という。はて、という顔をした私にその方は続けた。

「ミュージシャンというのは、わかってもらえない苦しみがあるから、なんというか黙ってはいられない叫びがそこにあるものなんだと思うんですよね。よく言うじゃないですか、ミュージシャンってなんだか生きづらいから音楽に頼る、みたいな。
でもその本来は届かない声を叫んで、誰かに届くようになったら、その人が叫ぶ理由はなくなるわけですよね。本来、満たされない叫びが受け入れられてしまった時に、歌手は叫べなくなってしまうから――」

一つの物事に人生を投じたこともない身の私からすると、感じたこともない感覚だった。
歌手が仮に生きづらさを抱えてそれをどうにかしたいと思って叫んできたのに、生きやすくなった時に叫んできたものはどこにいくんだろう。
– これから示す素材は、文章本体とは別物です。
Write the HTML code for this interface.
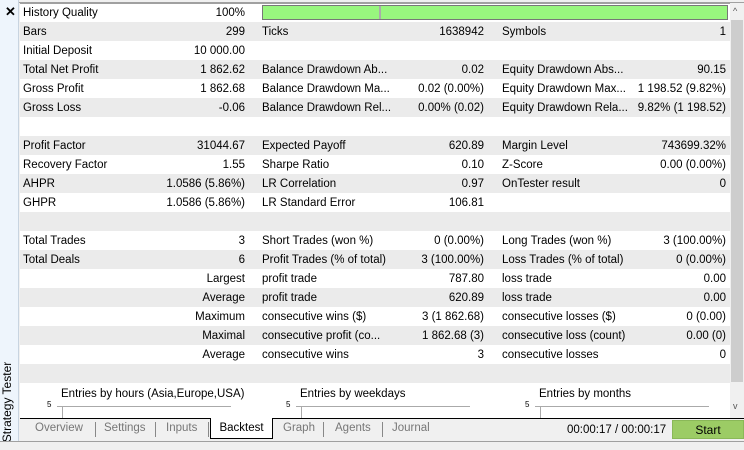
<!DOCTYPE html>
<html><head><style>
*{margin:0;padding:0;box-sizing:border-box}
body{width:744px;height:445px;overflow:hidden;background:#f0f0f0;font-family:"Liberation Sans",sans-serif;font-size:11.5px;color:#000;position:relative}
.side{position:absolute;left:0;top:0;width:19px;height:445px;background:#eef5fc;border-right:1px solid #c8d4e0}
.x{position:absolute;left:5px;top:4px;font-size:13px;font-weight:bold}
.vt{position:absolute;left:-40px;top:394px;width:96px;height:16px;transform:rotate(-90deg);font-size:12px;text-align:center;color:#000}
.main{position:absolute;left:20px;top:3px;width:710px;height:415px;background:#fff;border-top:1px solid #a0a0a0}
.top{position:absolute;left:0;top:0;width:744px;height:3px;background:#f0f0f0;border-bottom:1px solid #a0a0a0}
.r{position:absolute;left:20px;width:710px;height:19px;line-height:20px}
.g{background:#ebebeb}
.r span{position:absolute;top:0;white-space:nowrap}
.l1{left:3px}.v1{right:485px;text-align:right}
.l2{left:242px}.v2{right:246px}
.l3{left:482px}.v3{right:4px}
.pb{position:absolute;left:262px;top:5px;width:466px;height:15px;background:#98f67e;border:1px solid #777}
.sb{position:absolute;left:730px;top:3px;width:14px;height:415px;background:#f0f0f0}
.thumb{position:absolute;left:731px;top:20px;width:12px;height:362px;background:#cdcdcd}
.ct{position:absolute;font-size:11.5px;white-space:nowrap}
.tabs{position:absolute;left:20px;top:418px;width:724px;height:22px;border-top:1px solid #000;background:#f0f0f0}
.tab{position:absolute;top:3px;color:#777;font-size:11.5px}
.sep{position:absolute;top:3px;width:1px;height:15px;background:#888}
.sel{position:absolute;left:190px;top:-1px;width:63px;height:21px;background:#fff;border:1px solid #000;border-top:none;text-align:center;line-height:20px;color:#000}
.start{position:absolute;left:672px;top:420px;width:72px;height:19px;background:#9ccc65;border:1px solid #8ab858;text-align:center;line-height:18px;font-size:12px}
.bot{position:absolute;left:0;top:441px;width:744px;height:4px;background:#f0f0f0;border-top:1px solid #a0a0a0}
</style></head><body>
<div class="top"></div>
<div class="main"></div>
<div class="side"><div class="x">✕</div><div class="vt">Strategy Tester</div></div>

<div class="r" style="top:3px"><span class="l1">History Quality</span><span class="v1">100%</span></div>
<div class="pb"><div style="position:absolute;left:116px;top:0;width:2px;height:13px;background:#aaa"></div></div>
<div class="r g" style="top:22px"><span class="l1">Bars</span><span class="v1">299</span><span class="l2">Ticks</span><span class="v2">1638942</span><span class="l3">Symbols</span><span class="v3">1</span></div>
<div class="r" style="top:41px"><span class="l1">Initial Deposit</span><span class="v1">10 000.00</span></div>
<div class="r g" style="top:60px"><span class="l1">Total Net Profit</span><span class="v1">1 862.62</span><span class="l2">Balance Drawdown Ab...</span><span class="v2">0.02</span><span class="l3">Equity Drawdown Abs...</span><span class="v3">90.15</span></div>
<div class="r" style="top:79px"><span class="l1">Gross Profit</span><span class="v1">1 862.68</span><span class="l2">Balance Drawdown Ma...</span><span class="v2">0.02 (0.00%)</span><span class="l3">Equity Drawdown Max...</span><span class="v3">1 198.52 (9.82%)</span></div>
<div class="r g" style="top:98px"><span class="l1">Gross Loss</span><span class="v1">-0.06</span><span class="l2">Balance Drawdown Rel...</span><span class="v2">0.00% (0.02)</span><span class="l3">Equity Drawdown Rela...</span><span class="v3">9.82% (1 198.52)</span></div>
<div class="r" style="top:117px"></div>
<div class="r g" style="top:136px"><span class="l1">Profit Factor</span><span class="v1">31044.67</span><span class="l2">Expected Payoff</span><span class="v2">620.89</span><span class="l3">Margin Level</span><span class="v3">743699.32%</span></div>
<div class="r" style="top:155px"><span class="l1">Recovery Factor</span><span class="v1">1.55</span><span class="l2">Sharpe Ratio</span><span class="v2">0.10</span><span class="l3">Z-Score</span><span class="v3">0.00 (0.00%)</span></div>
<div class="r g" style="top:174px"><span class="l1">AHPR</span><span class="v1">1.0586 (5.86%)</span><span class="l2">LR Correlation</span><span class="v2">0.97</span><span class="l3">OnTester result</span><span class="v3">0</span></div>
<div class="r" style="top:193px"><span class="l1">GHPR</span><span class="v1">1.0586 (5.86%)</span><span class="l2">LR Standard Error</span><span class="v2">106.81</span></div>
<div class="r g" style="top:212px"></div>
<div class="r" style="top:231px"><span class="l1">Total Trades</span><span class="v1">3</span><span class="l2">Short Trades (won %)</span><span class="v2">0 (0.00%)</span><span class="l3">Long Trades (won %)</span><span class="v3">3 (100.00%)</span></div>
<div class="r g" style="top:250px"><span class="l1">Total Deals</span><span class="v1">6</span><span class="l2">Profit Trades (% of total)</span><span class="v2">3 (100.00%)</span><span class="l3">Loss Trades (% of total)</span><span class="v3">0 (0.00%)</span></div>
<div class="r" style="top:269px"><span class="v1">Largest</span><span class="l2">profit trade</span><span class="v2">787.80</span><span class="l3">loss trade</span><span class="v3">0.00</span></div>
<div class="r g" style="top:288px"><span class="v1">Average</span><span class="l2">profit trade</span><span class="v2">620.89</span><span class="l3">loss trade</span><span class="v3">0.00</span></div>
<div class="r" style="top:307px"><span class="v1">Maximum</span><span class="l2">consecutive wins ($)</span><span class="v2">3 (1 862.68)</span><span class="l3">consecutive losses ($)</span><span class="v3">0 (0.00)</span></div>
<div class="r g" style="top:326px"><span class="v1">Maximal</span><span class="l2">consecutive profit (co...</span><span class="v2">1 862.68 (3)</span><span class="l3">consecutive loss (count)</span><span class="v3">0.00 (0)</span></div>
<div class="r" style="top:345px"><span class="v1">Average</span><span class="l2">consecutive wins</span><span class="v2">3</span><span class="l3">consecutive losses</span><span class="v3">0</span></div>
<div class="r g" style="top:364px"></div>

<div class="sb"><div style="position:absolute;left:3px;top:3px;font-size:9px;color:#555">^</div><div style="position:absolute;left:3px;top:398px;font-size:9px;color:#555">v</div></div>
<div class="thumb"></div>

<div class="ct" style="left:61px;top:388px">Entries by hours (Asia,Europe,USA)</div>
<div class="ct" style="left:47px;top:400px;font-size:8px">5</div>
<div style="position:absolute;left:57px;top:406px;width:174px;height:1px;background:#aaa"></div>
<div style="position:absolute;left:62px;top:406px;width:1px;height:12px;background:#aaa"></div>
<div class="ct" style="left:300px;top:388px">Entries by weekdays</div>
<div class="ct" style="left:286px;top:400px;font-size:8px">5</div>
<div style="position:absolute;left:296px;top:406px;width:174px;height:1px;background:#aaa"></div>
<div style="position:absolute;left:301px;top:406px;width:1px;height:12px;background:#aaa"></div>
<div class="ct" style="left:539px;top:388px">Entries by months</div>
<div class="ct" style="left:525px;top:400px;font-size:8px">5</div>
<div style="position:absolute;left:535px;top:406px;width:174px;height:1px;background:#aaa"></div>
<div style="position:absolute;left:540px;top:406px;width:1px;height:12px;background:#aaa"></div>

<div class="tabs">
<span class="tab" style="left:15px">Overview</span><div class="sep" style="left:75px"></div>
<span class="tab" style="left:84px">Settings</span><div class="sep" style="left:135px"></div>
<span class="tab" style="left:146px">Inputs</span><div class="sep" style="left:188px"></div>
<div class="sel">Backtest</div>
<span class="tab" style="left:263px">Graph</span><div class="sep" style="left:303px"></div>
<span class="tab" style="left:315px">Agents</span><div class="sep" style="left:362px"></div>
<span class="tab" style="left:372px">Journal</span>
<span style="position:absolute;left:547px;top:5px;font-size:11.5px">00:00:17 / 00:00:17</span>
</div>
<div class="start">Start</div>
<div class="bot"></div>
</body></html>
歌い続けることはできても、それは自己内部が強烈に欲求していた「若かったあのとき」と「年を取ったいま」では、その意味が全く異なることになる。
あのときは本当だった歌詞が、時を経て自分にとってウソになるのだ。

「だから、音楽は怖いんです。シンガーソングライターの難しさはそこにあるし、歌い続けられるってすごいことなんですよね。
これって聴く側もそうだと思っていて、昔の歌の方がよくて今の歌はだめだって思いがちなんですが、それって単に自分が、歌手の叫びに無自覚になっているだけではないのかと思うことがあるんです。
だから私は、感受性を失わないように人と会って何かを感じられるようにしていたりするんですよね。音楽は生き様が出るんですよ」

感受性の喪失はほかでもないいま進んでいたのだということに気づかされた。社会人になってから私自身が心から柔軟な感性の喪失は嫌っていたはずなのに――人間は知らずに衰えていくものだ。
私はその方に「ミュージシャンをあきらめたときに『叫べなくなる』みたいな思いってあったんですか?」と聞いてみた。

「叫び続けられるのかなという思いはありましたよ。昔だったら『俺は音楽で何億も稼ぐぞ』と思っていたのに、あるとき愛するひとに「ごめんね」といいながら夢を追うより、求められたら応えられる自分でありたいという自分のなかの欲求が強かったことに気づいたんです。
だから音楽をあきらめました。29歳の時でしたね」

29歳――ほかでもないいまの私と同い年だ。いくら振り返ってもこれほどに大きな決断をしたこともない人生の薄っぺらさを感じた。

そしてその薄さに無自覚な自分の感性を、初めて怖いと思ったのである。